» WHAT YOU WILL DO
Report every line below that holds the word "Recreate".

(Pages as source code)
——
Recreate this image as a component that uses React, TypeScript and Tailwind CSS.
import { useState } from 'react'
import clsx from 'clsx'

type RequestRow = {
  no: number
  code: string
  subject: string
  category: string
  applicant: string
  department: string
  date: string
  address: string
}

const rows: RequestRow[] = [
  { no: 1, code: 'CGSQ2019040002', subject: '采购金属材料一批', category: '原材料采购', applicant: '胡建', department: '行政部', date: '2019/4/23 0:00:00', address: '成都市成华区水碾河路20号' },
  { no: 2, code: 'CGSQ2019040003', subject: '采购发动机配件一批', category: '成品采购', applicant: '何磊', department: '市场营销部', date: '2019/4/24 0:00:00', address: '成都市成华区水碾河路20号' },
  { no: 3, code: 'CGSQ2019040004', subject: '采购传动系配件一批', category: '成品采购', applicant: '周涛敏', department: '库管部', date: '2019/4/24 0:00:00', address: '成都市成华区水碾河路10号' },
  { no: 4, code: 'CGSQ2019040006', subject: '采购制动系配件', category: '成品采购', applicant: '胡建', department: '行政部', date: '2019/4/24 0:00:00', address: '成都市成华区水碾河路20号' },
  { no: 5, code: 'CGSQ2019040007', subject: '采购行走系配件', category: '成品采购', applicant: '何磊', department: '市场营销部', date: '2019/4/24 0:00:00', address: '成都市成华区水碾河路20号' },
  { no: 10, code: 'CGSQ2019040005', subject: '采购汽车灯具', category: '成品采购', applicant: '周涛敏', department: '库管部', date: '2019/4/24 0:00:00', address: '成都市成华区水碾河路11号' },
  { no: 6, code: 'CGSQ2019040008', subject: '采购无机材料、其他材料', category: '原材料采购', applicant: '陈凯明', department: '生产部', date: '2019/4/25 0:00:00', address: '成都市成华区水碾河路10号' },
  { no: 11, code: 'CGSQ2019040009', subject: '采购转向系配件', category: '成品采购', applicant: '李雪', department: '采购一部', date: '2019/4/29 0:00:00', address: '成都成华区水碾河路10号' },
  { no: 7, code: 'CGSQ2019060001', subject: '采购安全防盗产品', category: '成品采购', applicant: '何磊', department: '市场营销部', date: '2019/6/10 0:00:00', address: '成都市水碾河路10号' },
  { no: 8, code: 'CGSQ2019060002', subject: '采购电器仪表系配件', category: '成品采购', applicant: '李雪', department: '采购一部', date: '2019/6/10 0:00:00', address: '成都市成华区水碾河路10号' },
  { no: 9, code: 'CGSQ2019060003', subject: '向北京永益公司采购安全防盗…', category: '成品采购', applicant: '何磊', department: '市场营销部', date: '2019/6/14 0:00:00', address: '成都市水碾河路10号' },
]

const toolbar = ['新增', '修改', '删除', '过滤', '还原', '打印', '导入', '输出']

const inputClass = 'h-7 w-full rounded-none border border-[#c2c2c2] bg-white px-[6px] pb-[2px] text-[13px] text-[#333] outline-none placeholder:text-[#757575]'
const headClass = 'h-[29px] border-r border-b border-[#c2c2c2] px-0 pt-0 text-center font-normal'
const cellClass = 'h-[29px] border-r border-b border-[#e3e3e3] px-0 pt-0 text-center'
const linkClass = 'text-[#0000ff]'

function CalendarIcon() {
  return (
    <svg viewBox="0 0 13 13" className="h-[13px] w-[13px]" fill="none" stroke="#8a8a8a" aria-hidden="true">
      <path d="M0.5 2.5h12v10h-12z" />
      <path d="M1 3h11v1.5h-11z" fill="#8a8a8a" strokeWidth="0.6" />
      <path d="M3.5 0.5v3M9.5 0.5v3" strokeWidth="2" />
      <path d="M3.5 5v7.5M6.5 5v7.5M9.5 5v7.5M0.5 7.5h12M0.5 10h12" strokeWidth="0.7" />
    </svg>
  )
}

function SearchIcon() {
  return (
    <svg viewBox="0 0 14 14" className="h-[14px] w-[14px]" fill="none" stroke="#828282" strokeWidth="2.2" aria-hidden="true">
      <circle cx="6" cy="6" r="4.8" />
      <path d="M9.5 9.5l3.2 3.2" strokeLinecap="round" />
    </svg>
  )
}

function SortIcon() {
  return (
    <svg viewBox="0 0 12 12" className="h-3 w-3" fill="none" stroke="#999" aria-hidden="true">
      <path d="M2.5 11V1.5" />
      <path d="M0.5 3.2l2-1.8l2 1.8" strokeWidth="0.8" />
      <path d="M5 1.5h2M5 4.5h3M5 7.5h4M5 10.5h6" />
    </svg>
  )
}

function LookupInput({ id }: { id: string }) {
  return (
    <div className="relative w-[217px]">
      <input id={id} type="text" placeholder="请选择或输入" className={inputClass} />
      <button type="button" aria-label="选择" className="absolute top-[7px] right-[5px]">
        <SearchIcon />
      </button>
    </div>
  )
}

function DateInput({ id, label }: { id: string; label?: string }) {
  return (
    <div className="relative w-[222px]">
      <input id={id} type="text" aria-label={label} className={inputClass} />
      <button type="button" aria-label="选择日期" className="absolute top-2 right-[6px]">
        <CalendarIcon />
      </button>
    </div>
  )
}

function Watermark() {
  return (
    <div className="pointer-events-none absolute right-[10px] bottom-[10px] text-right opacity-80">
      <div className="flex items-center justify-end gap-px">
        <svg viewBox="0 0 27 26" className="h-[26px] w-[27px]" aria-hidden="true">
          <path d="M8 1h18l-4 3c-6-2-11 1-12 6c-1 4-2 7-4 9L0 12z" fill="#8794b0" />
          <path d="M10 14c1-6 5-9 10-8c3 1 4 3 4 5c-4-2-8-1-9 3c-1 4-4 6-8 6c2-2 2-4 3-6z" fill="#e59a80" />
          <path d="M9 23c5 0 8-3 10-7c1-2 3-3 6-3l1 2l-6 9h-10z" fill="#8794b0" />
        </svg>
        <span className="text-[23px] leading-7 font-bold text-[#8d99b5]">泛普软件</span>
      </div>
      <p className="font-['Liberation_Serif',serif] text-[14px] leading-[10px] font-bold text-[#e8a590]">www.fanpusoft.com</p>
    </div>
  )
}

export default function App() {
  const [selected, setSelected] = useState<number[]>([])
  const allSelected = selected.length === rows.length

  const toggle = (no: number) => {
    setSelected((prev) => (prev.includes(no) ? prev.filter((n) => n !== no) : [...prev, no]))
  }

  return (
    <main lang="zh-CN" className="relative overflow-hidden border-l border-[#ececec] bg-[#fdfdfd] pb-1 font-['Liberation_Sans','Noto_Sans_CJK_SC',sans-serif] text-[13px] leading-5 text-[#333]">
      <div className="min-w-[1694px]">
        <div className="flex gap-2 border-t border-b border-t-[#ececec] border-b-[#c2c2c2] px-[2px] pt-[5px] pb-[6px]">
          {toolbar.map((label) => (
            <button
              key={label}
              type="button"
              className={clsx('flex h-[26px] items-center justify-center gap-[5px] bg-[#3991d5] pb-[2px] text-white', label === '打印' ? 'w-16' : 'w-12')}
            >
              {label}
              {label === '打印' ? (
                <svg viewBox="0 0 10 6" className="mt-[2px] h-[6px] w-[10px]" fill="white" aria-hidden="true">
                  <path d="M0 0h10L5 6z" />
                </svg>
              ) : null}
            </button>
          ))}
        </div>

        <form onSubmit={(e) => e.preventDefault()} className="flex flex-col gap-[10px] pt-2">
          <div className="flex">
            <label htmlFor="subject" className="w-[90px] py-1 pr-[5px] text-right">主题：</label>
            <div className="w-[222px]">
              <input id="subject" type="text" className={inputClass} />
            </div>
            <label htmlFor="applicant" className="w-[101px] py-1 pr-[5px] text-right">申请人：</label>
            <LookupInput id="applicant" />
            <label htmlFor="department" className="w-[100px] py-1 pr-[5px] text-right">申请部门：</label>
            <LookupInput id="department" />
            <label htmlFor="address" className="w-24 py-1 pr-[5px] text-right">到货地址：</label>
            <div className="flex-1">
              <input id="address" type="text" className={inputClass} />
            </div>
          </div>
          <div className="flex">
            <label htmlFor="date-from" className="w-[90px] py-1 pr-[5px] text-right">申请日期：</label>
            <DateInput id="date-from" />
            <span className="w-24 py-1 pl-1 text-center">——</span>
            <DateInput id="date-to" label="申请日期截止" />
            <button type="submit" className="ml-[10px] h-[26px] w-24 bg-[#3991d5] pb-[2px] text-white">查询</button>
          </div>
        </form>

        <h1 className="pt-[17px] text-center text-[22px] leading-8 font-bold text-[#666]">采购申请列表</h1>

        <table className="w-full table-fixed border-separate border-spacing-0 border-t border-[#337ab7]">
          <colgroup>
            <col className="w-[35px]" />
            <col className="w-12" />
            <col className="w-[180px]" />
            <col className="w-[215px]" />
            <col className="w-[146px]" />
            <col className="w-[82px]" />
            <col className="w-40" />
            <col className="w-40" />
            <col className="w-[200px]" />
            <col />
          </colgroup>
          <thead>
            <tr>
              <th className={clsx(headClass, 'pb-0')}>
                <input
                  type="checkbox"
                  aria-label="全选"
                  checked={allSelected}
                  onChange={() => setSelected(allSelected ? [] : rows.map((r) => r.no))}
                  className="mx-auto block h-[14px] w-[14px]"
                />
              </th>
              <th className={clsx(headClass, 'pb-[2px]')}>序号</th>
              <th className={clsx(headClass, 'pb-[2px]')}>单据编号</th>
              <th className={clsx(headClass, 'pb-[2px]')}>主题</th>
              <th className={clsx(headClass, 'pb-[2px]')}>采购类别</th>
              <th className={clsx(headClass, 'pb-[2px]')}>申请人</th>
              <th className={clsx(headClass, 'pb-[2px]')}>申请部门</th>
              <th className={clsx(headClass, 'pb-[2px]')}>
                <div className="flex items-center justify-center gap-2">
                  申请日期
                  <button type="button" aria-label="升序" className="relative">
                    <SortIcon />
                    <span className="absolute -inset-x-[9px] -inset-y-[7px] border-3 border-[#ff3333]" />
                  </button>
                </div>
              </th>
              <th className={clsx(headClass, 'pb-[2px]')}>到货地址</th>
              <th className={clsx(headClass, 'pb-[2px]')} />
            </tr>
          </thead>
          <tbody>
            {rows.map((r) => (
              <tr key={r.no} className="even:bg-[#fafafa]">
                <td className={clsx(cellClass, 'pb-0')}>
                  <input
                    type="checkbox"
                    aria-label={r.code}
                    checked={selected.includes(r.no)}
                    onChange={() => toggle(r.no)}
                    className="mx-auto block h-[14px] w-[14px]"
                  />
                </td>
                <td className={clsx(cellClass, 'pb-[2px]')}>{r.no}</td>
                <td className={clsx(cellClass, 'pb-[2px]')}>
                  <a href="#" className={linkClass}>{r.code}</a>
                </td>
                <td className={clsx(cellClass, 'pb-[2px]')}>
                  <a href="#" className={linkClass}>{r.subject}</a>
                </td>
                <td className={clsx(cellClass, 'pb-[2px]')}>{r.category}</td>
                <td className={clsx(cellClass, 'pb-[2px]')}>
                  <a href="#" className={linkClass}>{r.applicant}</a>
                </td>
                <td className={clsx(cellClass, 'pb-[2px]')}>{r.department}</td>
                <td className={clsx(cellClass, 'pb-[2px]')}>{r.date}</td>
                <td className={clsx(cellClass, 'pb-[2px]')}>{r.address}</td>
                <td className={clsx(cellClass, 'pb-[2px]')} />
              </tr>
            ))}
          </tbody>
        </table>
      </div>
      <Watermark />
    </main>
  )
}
——
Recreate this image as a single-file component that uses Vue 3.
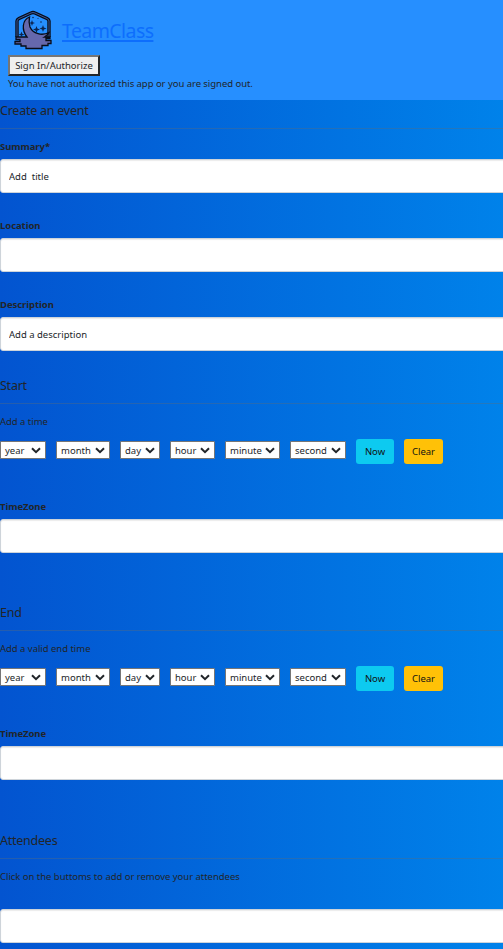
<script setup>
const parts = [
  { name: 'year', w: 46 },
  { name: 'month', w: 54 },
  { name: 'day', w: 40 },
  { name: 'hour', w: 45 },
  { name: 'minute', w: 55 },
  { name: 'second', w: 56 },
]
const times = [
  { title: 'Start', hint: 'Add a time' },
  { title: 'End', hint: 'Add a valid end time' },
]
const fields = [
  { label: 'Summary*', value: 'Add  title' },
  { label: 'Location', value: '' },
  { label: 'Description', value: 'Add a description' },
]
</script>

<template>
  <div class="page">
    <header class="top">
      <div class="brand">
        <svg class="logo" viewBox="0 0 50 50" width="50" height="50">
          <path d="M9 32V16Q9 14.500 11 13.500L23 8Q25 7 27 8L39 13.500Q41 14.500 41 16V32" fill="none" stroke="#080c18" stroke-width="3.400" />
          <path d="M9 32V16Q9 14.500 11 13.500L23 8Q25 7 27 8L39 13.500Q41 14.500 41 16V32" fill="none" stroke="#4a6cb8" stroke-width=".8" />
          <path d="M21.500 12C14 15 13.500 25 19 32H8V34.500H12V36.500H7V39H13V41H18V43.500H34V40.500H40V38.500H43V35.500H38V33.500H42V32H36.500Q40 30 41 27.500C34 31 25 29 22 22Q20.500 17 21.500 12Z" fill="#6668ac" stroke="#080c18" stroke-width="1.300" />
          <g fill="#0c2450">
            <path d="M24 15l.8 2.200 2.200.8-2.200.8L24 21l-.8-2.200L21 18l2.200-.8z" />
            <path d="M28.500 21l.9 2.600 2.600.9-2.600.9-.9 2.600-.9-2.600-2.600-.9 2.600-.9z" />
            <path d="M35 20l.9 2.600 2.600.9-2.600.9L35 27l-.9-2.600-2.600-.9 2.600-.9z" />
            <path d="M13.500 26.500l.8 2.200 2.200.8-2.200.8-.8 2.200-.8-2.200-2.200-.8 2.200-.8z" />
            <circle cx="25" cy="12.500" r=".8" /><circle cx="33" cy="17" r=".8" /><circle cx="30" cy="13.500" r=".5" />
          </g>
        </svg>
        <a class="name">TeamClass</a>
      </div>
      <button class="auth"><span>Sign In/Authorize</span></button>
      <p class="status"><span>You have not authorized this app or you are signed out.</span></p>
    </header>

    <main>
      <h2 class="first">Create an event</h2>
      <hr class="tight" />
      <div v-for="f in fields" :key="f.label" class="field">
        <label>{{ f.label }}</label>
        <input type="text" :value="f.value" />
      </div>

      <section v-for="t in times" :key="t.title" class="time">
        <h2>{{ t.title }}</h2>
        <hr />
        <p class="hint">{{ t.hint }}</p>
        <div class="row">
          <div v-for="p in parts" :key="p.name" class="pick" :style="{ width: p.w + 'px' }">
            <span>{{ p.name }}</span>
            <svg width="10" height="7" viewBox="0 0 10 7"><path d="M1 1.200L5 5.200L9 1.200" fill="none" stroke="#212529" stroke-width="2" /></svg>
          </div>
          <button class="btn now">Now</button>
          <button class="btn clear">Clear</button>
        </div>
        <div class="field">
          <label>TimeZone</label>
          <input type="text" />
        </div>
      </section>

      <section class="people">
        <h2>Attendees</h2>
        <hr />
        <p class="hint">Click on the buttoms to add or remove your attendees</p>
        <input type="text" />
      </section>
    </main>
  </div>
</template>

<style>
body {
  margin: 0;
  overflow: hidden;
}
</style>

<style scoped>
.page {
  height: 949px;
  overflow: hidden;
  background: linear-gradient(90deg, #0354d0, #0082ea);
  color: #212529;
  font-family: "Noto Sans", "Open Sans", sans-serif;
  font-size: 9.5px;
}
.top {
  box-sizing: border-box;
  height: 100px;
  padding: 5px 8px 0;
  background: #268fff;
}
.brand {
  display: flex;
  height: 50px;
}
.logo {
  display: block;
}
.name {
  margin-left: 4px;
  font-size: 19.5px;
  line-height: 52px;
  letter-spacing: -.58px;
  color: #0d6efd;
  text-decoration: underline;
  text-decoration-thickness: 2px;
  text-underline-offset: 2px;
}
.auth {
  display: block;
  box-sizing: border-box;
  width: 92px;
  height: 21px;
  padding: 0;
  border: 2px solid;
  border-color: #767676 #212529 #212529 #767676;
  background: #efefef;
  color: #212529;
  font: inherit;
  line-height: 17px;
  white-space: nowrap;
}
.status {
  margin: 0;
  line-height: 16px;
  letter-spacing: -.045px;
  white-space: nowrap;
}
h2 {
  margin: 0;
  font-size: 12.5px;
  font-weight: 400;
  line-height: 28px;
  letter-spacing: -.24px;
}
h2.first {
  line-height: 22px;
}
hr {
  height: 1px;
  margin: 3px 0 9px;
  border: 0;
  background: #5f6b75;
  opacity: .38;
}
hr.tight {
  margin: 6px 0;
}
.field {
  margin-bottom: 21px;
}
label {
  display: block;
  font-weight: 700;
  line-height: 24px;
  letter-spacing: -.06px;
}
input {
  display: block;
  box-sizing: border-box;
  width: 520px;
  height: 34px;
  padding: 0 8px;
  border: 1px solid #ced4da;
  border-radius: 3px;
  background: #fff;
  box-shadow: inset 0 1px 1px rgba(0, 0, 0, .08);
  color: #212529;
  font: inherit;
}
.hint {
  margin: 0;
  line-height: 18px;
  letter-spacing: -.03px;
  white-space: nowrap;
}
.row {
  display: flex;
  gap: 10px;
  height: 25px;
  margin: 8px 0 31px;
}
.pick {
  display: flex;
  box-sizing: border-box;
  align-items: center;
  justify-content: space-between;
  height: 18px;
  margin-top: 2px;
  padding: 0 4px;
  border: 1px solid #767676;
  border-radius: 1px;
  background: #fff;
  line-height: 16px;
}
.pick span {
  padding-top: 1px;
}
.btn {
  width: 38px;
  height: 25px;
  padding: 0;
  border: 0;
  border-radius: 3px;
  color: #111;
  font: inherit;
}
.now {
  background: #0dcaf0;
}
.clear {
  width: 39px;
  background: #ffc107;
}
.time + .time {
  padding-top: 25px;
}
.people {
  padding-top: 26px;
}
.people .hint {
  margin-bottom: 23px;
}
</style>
——
» SOLUTION BELOW
Recreate this image as a component that uses React, TypeScript and Tailwind CSS.
Recreate this image as a single-file component that uses Vue 3.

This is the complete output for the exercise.